Commercial radio stations in this country come off as the greatest villains in Edwardson's telling. In the 1950s and 1960s they would, with rare exceptions, only play songs already charting on the American Billboard hit-list. There are anecdotes about radio programmers laughing in the face of Canadian arists, and then literally trashing local albums without even listening to them. The musicians and industry-boosters who took it upon themselves to push for Canadian content regulations for radio in the late 1960s and into the 1970s deserve the most credit for the creation of infrastructure that has allowed musicians, studios, and label owners to make a living based in Canada. The advent of MuchMusic at a time when there were few Canadian-made videos was a huge boost to the domestic industry, but only for the station's first decade, after which it changed its programming focus. By the end of the book, which rushes through the great changes in the industry since the mid-1990s, commercial radio stations are once again painted in negative terms. Even though Cancon has remained in place, changes over the years and---ironically---the strength of Canadian music in the past few decades---has meant that the regulations are much less effective than they once were in supporting new and emerging artists. With large backcatalogues of established and internationally-known Canadian artists to turn to, radio stations are once-again risk averse. The internet has changed their importance relative to other forms of media and publicity, but Edwardson's book is too broad---and perhaps too soon---to delve much into recent happenings.

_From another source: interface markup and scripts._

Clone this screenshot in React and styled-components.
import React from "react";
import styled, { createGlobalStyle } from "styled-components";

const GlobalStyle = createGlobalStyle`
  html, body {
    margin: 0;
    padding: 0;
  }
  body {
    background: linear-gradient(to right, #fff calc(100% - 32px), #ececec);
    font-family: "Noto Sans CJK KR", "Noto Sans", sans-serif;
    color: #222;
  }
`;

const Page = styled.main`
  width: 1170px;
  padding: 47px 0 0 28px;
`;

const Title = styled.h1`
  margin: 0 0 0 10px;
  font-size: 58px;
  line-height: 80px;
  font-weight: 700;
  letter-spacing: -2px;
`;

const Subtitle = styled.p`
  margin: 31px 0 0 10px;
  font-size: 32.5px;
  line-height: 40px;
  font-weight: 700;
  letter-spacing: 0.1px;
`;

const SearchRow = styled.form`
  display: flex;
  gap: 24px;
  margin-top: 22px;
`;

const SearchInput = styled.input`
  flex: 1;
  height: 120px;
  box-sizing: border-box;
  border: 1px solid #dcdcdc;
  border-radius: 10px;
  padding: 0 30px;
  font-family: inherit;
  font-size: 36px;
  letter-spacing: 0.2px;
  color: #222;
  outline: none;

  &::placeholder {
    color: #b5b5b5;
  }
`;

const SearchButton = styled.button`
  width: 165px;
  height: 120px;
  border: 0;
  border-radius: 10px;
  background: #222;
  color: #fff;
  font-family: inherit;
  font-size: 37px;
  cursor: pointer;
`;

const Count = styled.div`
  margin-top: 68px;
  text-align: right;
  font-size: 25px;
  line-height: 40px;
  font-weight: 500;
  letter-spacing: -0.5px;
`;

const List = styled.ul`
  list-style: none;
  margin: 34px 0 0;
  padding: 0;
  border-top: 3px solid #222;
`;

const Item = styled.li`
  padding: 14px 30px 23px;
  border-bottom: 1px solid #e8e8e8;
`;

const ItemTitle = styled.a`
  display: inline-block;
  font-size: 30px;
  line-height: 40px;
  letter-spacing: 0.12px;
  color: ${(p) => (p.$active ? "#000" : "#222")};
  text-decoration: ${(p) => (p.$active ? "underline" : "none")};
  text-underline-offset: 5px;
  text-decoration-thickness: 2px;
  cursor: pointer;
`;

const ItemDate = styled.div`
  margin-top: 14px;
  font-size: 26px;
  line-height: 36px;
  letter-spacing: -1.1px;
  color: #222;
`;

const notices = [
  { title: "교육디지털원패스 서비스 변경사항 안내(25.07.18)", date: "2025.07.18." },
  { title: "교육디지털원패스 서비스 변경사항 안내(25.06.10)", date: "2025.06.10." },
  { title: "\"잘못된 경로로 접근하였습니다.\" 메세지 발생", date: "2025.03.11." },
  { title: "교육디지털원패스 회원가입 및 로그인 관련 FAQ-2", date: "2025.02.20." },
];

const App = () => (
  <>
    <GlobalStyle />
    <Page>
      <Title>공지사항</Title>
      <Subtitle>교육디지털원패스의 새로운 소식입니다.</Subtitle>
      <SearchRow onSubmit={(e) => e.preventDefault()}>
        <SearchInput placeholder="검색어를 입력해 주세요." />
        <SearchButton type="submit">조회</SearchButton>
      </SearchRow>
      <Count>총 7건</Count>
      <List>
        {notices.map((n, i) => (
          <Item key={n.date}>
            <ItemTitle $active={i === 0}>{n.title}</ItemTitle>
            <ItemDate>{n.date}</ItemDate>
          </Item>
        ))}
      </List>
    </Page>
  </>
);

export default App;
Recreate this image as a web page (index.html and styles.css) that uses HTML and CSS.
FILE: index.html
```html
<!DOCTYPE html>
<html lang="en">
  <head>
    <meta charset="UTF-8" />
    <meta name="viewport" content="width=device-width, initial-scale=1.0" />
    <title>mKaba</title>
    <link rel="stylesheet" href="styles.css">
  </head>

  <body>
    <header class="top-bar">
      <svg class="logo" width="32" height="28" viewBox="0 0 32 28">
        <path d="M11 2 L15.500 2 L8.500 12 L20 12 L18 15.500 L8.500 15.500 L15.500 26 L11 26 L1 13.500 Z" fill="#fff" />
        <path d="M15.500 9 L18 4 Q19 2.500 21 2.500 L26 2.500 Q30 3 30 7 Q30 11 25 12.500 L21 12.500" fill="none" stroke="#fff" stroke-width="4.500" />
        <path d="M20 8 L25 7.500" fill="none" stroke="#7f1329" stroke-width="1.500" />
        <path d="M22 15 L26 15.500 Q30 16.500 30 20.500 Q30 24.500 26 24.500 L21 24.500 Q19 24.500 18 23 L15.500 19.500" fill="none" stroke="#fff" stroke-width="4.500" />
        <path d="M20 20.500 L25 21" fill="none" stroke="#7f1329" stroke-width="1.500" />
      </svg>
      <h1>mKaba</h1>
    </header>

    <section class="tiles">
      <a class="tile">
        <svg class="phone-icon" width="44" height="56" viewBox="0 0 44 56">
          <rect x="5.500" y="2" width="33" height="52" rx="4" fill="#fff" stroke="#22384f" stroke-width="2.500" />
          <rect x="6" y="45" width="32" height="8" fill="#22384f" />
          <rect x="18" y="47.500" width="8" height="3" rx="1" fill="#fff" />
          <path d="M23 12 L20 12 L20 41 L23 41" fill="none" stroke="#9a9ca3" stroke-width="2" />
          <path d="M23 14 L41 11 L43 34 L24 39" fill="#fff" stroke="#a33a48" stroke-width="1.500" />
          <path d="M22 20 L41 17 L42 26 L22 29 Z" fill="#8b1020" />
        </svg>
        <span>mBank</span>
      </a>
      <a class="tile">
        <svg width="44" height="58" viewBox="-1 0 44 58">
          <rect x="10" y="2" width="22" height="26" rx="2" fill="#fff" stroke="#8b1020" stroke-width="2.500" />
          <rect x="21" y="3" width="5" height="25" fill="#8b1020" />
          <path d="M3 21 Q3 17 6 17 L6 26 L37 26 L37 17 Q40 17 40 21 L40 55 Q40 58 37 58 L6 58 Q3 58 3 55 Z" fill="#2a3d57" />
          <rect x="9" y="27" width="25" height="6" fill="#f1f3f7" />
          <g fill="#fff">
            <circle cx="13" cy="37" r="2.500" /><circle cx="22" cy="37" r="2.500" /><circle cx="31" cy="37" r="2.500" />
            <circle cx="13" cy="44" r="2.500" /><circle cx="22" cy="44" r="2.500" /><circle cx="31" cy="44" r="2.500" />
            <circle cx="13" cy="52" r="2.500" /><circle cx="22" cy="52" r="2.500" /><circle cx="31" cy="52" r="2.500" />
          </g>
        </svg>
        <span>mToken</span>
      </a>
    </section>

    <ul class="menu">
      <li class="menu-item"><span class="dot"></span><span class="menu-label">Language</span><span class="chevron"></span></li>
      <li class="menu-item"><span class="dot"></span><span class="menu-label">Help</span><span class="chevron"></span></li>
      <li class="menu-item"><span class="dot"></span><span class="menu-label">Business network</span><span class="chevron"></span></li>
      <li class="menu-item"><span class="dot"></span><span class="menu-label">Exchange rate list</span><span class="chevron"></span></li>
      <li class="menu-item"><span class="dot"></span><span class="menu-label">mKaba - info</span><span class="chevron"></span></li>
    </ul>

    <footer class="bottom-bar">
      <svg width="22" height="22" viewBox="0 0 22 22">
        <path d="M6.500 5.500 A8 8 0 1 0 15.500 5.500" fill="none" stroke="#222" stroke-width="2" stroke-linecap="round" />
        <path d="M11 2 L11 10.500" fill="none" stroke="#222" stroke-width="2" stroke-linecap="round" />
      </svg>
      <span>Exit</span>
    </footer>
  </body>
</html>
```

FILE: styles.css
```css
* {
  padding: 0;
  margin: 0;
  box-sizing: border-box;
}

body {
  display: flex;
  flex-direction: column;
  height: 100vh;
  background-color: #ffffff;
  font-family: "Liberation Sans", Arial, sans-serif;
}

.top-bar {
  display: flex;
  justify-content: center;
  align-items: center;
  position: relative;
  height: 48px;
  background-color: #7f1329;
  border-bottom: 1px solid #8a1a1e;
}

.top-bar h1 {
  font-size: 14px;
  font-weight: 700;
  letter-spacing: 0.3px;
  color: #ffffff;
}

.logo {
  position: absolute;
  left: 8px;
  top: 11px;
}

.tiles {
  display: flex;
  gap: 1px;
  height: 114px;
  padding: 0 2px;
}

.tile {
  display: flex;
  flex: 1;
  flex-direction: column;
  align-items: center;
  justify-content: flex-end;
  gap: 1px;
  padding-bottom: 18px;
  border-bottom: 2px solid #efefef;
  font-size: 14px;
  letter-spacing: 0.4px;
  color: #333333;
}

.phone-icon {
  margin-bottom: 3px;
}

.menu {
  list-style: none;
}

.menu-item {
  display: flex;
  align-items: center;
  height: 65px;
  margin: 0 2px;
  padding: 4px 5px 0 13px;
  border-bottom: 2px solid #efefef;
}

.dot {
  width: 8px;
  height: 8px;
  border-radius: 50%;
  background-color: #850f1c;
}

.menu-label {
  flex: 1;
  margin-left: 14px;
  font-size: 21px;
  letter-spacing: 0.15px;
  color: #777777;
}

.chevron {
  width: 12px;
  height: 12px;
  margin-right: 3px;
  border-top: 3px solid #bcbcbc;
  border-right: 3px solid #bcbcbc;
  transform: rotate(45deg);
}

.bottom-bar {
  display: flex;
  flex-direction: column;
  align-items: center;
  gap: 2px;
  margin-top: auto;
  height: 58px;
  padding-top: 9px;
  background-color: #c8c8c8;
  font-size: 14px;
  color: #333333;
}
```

Edwardson convincingly shows how popular music in Canada went from being almost completely un-national in content, influence, location, support, and intent, to being an art-form and entertainment championed as a major component of Canadian culture. The change didn't spur Cancon, he claims, but it did happen concurrently with the growing sense among music types that a domestic music industry ought to exist for reasons unrelated to nationalism.

I enjoyed this book. It is accessible yet intelligent and well-researched---Edwardson had a PhD in history, after all. Some readers may enjoy the earlier chapters that cover the story of Canadian popular music in its proper American or British contexts. Others, like myself, with find more of interest in the latter, more industry-focused, ones. Content-wise, the book is a little disjointed, with the Quebec sections not as well integrated as they might have been. (But then, the story there is so different, and Cancon had little effect because radio in that province was already playing French-Canadian artists.) Anyone interested in the history of music-making in this country, and especially of the emergence of the domestic music-making industry, will find much of interest here. Like all good books should, this one leaves me wanting to know much more.

Canuck Rock is being launched this evening (Tuesday, 22 September) with a panel discussion at Soundscapes. Ryan Edwardson will be joined by True North Records' founder Bernie Finkelstein (who figures prominently in the book as one of the heroes of the Canadian industry) and author Nicholas Jennings (Before the Gold Rush). The free event runs from 7 to 9pm.

4 comments:

Ben said...

An excellent, concise review.

Lauren said...

I found the history and the beginning to very interesting, but I learned more from the last half of the book. I am currently living in Montreal and there are many radio stations dedicated to playing French-Canadian music. Unfortunately there is little in the ways of Anglo-Canadian radio play.

Mechanical Forest Sound said...

But — did it leave you with a hankering to listen to any classic CanCon? (Not, hopefully, like Terry Jacks or anything.)

historyjen said...

Thanks Ben!
I'm with you, Lauren. The language divide continues... I rarely hear French in Toronto.
And Joe... not really, but that says more about me than about the book haha.